Não posso dizer que conheça profundamente a filosofia, mas sempre que leio algo a respeito, sinto que seus ensinamentos calam fundo dentro de mim. Sou particularmente atraída pelo conceito de Caminho do Meio (às vezes precisamos voltar a ensinamentos milenares para lembrar que os caminhos extremos nunca são uma boa ideia), pela ideia de impermanência e sobretudo pelas lições sobre a importância de viver no momento presente. Parece algo tão simples e trivial – e cada vez mais falado, quase que um insuportável cliché – mas ao mesmo tempo algo tão surpreendentemente difícil de executar na prática. Para mim, acho que a dificuldade existe porque o conceito vai muito além das técnicas de mindfulness para a atenção plena no aqui e agora, e de estarmos mais conscientes ao que nos rodeia e ao que estamos sentindo no momento. O ensinamento fala também de aceitação integral daquilo que vivenciamos: sem julgamentos, sem conceitos pré-estabelecidos ou expectativas do que deveria ser, em uma total comunhão e fluência com a realidade que se apresenta a cada instante. Acho lindas essas frases etéreas, que exalam incenso, mas sou daquelas que precisam de um exemplo, história ou parábola para entender melhor alguns conceitos mais esotéricos.

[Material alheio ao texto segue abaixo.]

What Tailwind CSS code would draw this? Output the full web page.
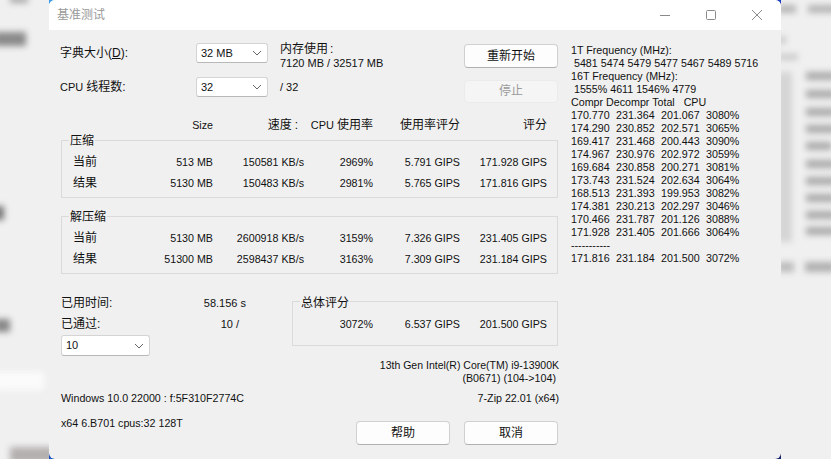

Há alguns meses estive em uma palestra na qual o palestrante, o consultor Márcio Svartman (também judeu!), usou uma alegoria poderosa para ajudar a ilustrar esse pensamento budista. Ele narrou uma experiência própria, ao voar de balão durante uma viagem. Contou que, apesar de ter um certo medo de altura, sentiu-se absolutamente tranquilo durante todo o trajeto, que lhe pareceu deliciosamente calmo e sereno. Apenas quando olhava para o chão e se fixava em algum ponto de referência é que se dava conta da velocidade absurda com que aquela aeronave se movia. O motivo para ele se sentir tão relaxado, a vários mil pés de altura, era justamente porque o balão planava na velocidade exata do vento, nem mais rápido, nem mais devagar, sem nenhuma resistência entre sua superfície e a corrente de ar. Se pensarmos em algumas situações de nossa vida, notamos que nosso sofrimento com relação a elas se dá menos por suas circunstâncias e mais pela resistência que criamos a ela, seja por nossos julgamentos duais de bom ou ruim, certo ou errado, positivo ou negativo, seja por conta de uma expectativa voltada para o que deveria ser. Ao nos despirmos dessas camadas de juízos, expectativas e relutâncias, finalmente conseguimos enxergar a nudez da situação, e apenas assim acolhê-la da melhor forma possível.
Nesta importante época do judaísmo, nos dias entre o Rosh Hashaná e o Yom Kipur, quando refletimos sobre nossas atitudes, nossos erros e nossos acertos, busco os ensinamentos de alguns “Jew-Bus” que tanto me tocaram para desejar que possamos fluir com as experiências das nossas vidas, cada vez mais atentos às pessoas que nos cercam, com menos barreiras e muito mais acolhimento.